Guernsey’s history is long and eventful, with one the most evocative eras being through German Occupation which has left a legacy of heavy fortification and museums that give plenty of insight into what life was life on the island during this period, with some excellent museums that tell Guernsey’s wartime stories.
The German Military Underground Hospital, hewn out of rock by slave workers during the occupation, is the largest World War II structure in the Channel Islands with over 7000 square metres of tunnels. It was large enough to house 500 patients and included an operating room, X-ray room, dispensary, laboratory, and staff quarters, as well as a cinema, central heating plant, and kitchen. The hospital was only used in 1944 for German casualties of the D-Day invasion.

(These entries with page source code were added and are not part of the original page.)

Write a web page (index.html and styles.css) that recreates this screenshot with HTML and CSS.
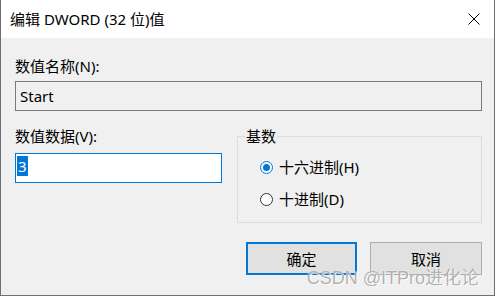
FILE: index.html
```html
<!DOCTYPE html>
<html lang="zh-CN">
<head>
  <meta charset="UTF-8" />
  <title>编辑 DWORD (32 位)值</title>
  <link rel="stylesheet" href="styles.css">
</head>
<body>
  <div class="dialog">
    <div class="titlebar">
      <span class="title">编辑 DWORD (32 位)值</span>
      <span class="close">
        <svg width="12" height="12" viewBox="0 0 12 12">
          <path d="M0.5 0.5 L11.5 11.5 M11.5 0.5 L0.5 11.5" stroke="#000" stroke-width="1" fill="none" />
        </svg>
      </span>
    </div>

    <div class="content">
      <div class="label">数值名称(N):</div>
      <div class="textbox readonly">Start</div>

      <div class="middle">
        <div class="data-col">
          <div class="label">数值数据(V):</div>
          <div class="textbox focused"><span class="sel">3</span></div>
        </div>

        <fieldset class="group">
          <legend>基数</legend>
          <label class="radio"><span class="dot checked"></span>十六进制(H)</label>
          <label class="radio"><span class="dot"></span>十进制(D)</label>
        </fieldset>
      </div>

      <div class="buttons">
        <button class="btn default">确定</button>
        <button class="btn">取消</button>
      </div>
    </div>

    <div class="watermark">CSDN @ITPro进化论</div>
  </div>
</body>
</html>
```

FILE: styles.css
```css
* {
  box-sizing: border-box;
}

body {
  margin: 0;
  padding: 0;
  font-family: "Noto Sans", "Noto Sans CJK SC", sans-serif;
  font-size: 15px;
  color: #000;
  background-color: #fff;
}

.dialog {
  position: relative;
  width: 495px;
  height: 296px;
  background-color: #f0f0f0;
  border: 1px solid #6f6f6f;
  border-top: none;
  display: flex;
  flex-direction: column;
}

.titlebar {
  height: 38px;
  background-color: #fff;
  display: flex;
  align-items: center;
  justify-content: space-between;
  padding: 0 14px 0 9px;
}

.title {
  line-height: 20px;
  margin-top: -1px;
}

.close {
  display: flex;
  width: 12px;
  height: 12px;
  margin-top: -1px;
}

.content {
  padding: 18px 12px 0 14px;
}

.label {
  line-height: 20px;
}

.textbox {
  height: 30px;
  border: 1px solid #7a7a7a;
  padding: 0 4px;
  line-height: 28px;
  margin-top: 5px;
}

.textbox.readonly {
  background-color: #f0f0f0;
}

.textbox.focused {
  background-color: #fff;
  border-color: #0078d7;
  margin-top: 7px;
  padding: 2px 0 0 1px;
  line-height: 20px;
}

.sel {
  display: inline-block;
  background-color: #0078d7;
  color: #fff;
  padding: 0 1px;
  line-height: 20px;
}

.middle {
  display: grid;
  grid-template-columns: 207px 1fr;
  column-gap: 15px;
  margin-top: 15px;
}

.group {
  margin: 0;
  border: 1px solid #dcdcdc;
  padding: 10px 0 0 0;
  height: 97px;
}

.group legend {
  padding: 0 1px;
  margin-left: 7px;
  line-height: 20px;
}

.radio {
  display: flex;
  align-items: center;
  gap: 6px;
  height: 22px;
  line-height: 20px;
  margin-left: 22px;
}

.radio + .radio {
  margin-top: 10px;
}

.dot {
  flex: none;
  width: 13px;
  height: 13px;
  border-radius: 50%;
  border: 1px solid #333;
  background-color: #fff;
  position: relative;
}

.dot.checked {
  border-color: #0078d7;
}

.dot.checked::after {
  content: "";
  position: absolute;
  left: 2px;
  top: 2px;
  width: 7px;
  height: 7px;
  border-radius: 50%;
  background-color: #0078d7;
}

.buttons {
  display: flex;
  justify-content: flex-end;
  gap: 13px;
  margin-top: 19px;
}

.btn {
  width: 112px;
  height: 33px;
  background-color: #e1e1e1;
  border: 1px solid #adadad;
  font-family: "Noto Sans", "Noto Sans CJK SC", sans-serif;
  font-size: 15px;
  color: #000;
  padding: 0;
}

.btn.default {
  width: 111px;
  border: 2px solid #0078d7;
}

.watermark {
  position: absolute;
  right: 15px;
  bottom: 6px;
  font-family: "Liberation Sans", "Noto Sans CJK SC", sans-serif;
  font-size: 18px;
  color: rgba(110, 110, 110, 0.55);
  text-shadow: 0 0 1px #fff, 1px 1px 0 rgba(255, 255, 255, 0.8);
  pointer-events: none;
}
```
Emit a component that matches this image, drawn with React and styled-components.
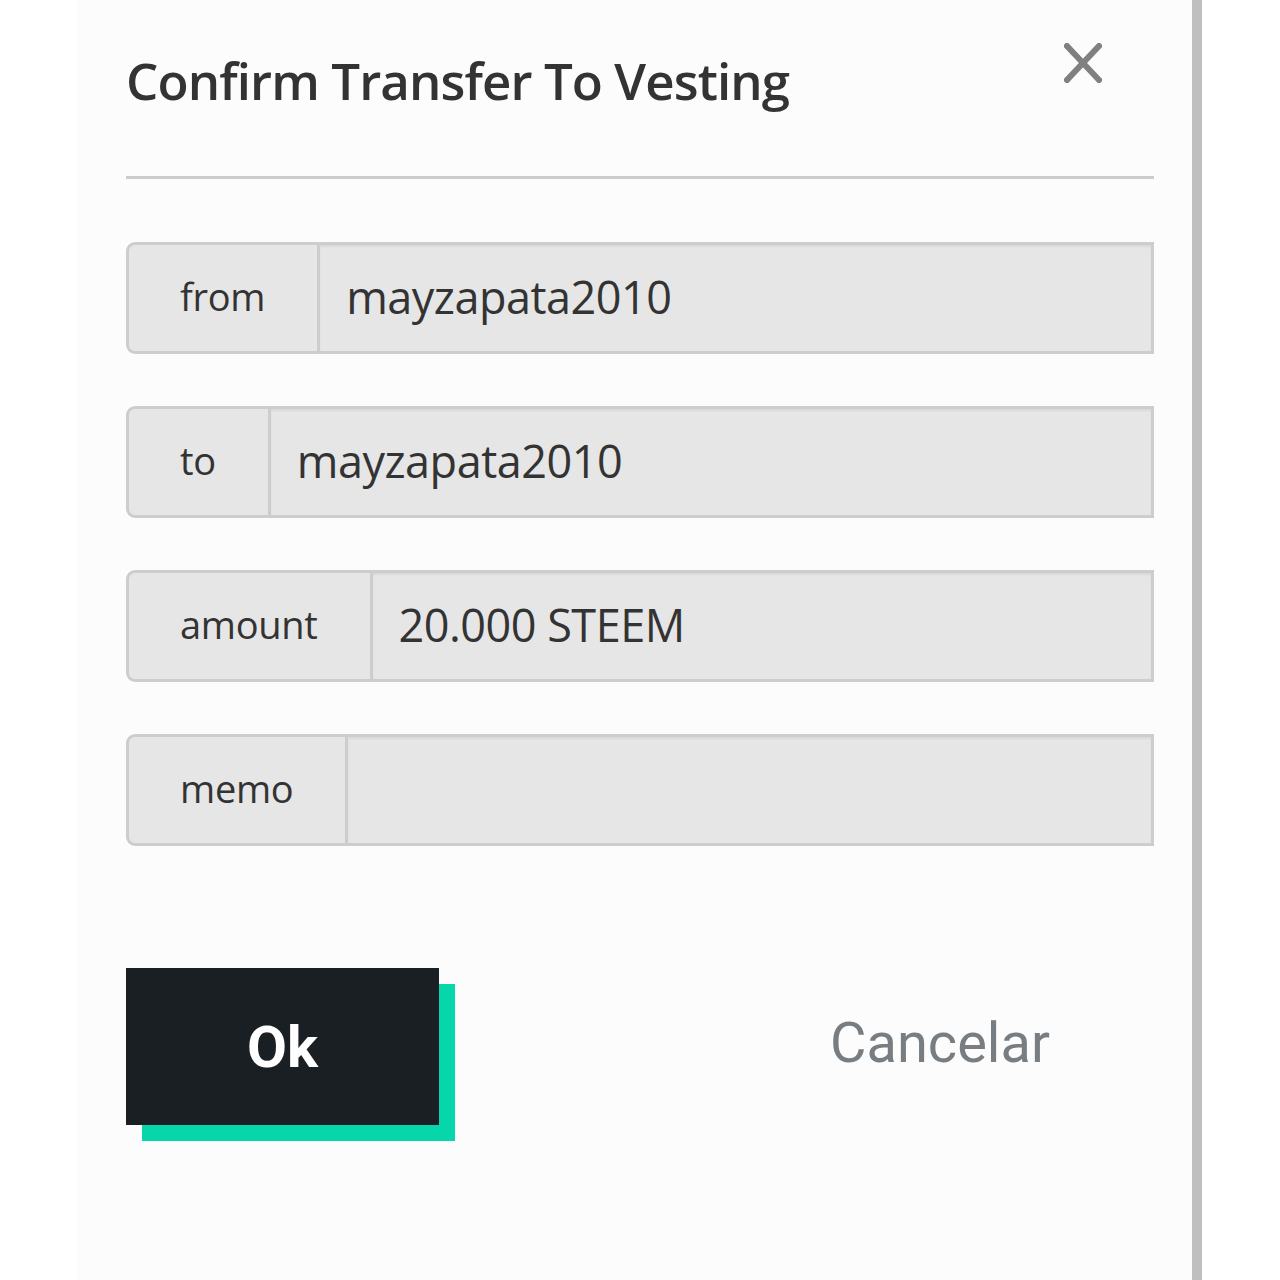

The German Occupation Museum housed in a cottage in the island’s south offers a compelling insight into island life between 1940 and 1945. With various items of weaponry, German propaganda-filled local newspaper cuttings, and an exhibit on the love between a local woman and German officer, the highlight is the iconic Enigma machine used to send encrypted messages to U-boats in the Channel.
La Valette Underground Military Museum at the southern end of St Peter Port, is a series of tunnels where U-Boat fuel was stored that now houses Occupation memorabilia and exhibits.
German Naval Signals HQ was established in two hotels before being moved to a safer location in purpose built bunkers in the grounds of La Collinette Hotel. It was responsible for all radio traffic to and from Germany and the other islands during the Occupation, using the Enigma code machines that were being decoded at Bletchley Park. Soldiers from the British Royal Signals used this HQ to send messages to England after the liberation of the island by HMS Bulldog in 1945; the same vessel that captured the German Enigma machine in 1941 which helped the British break important Enigma messages.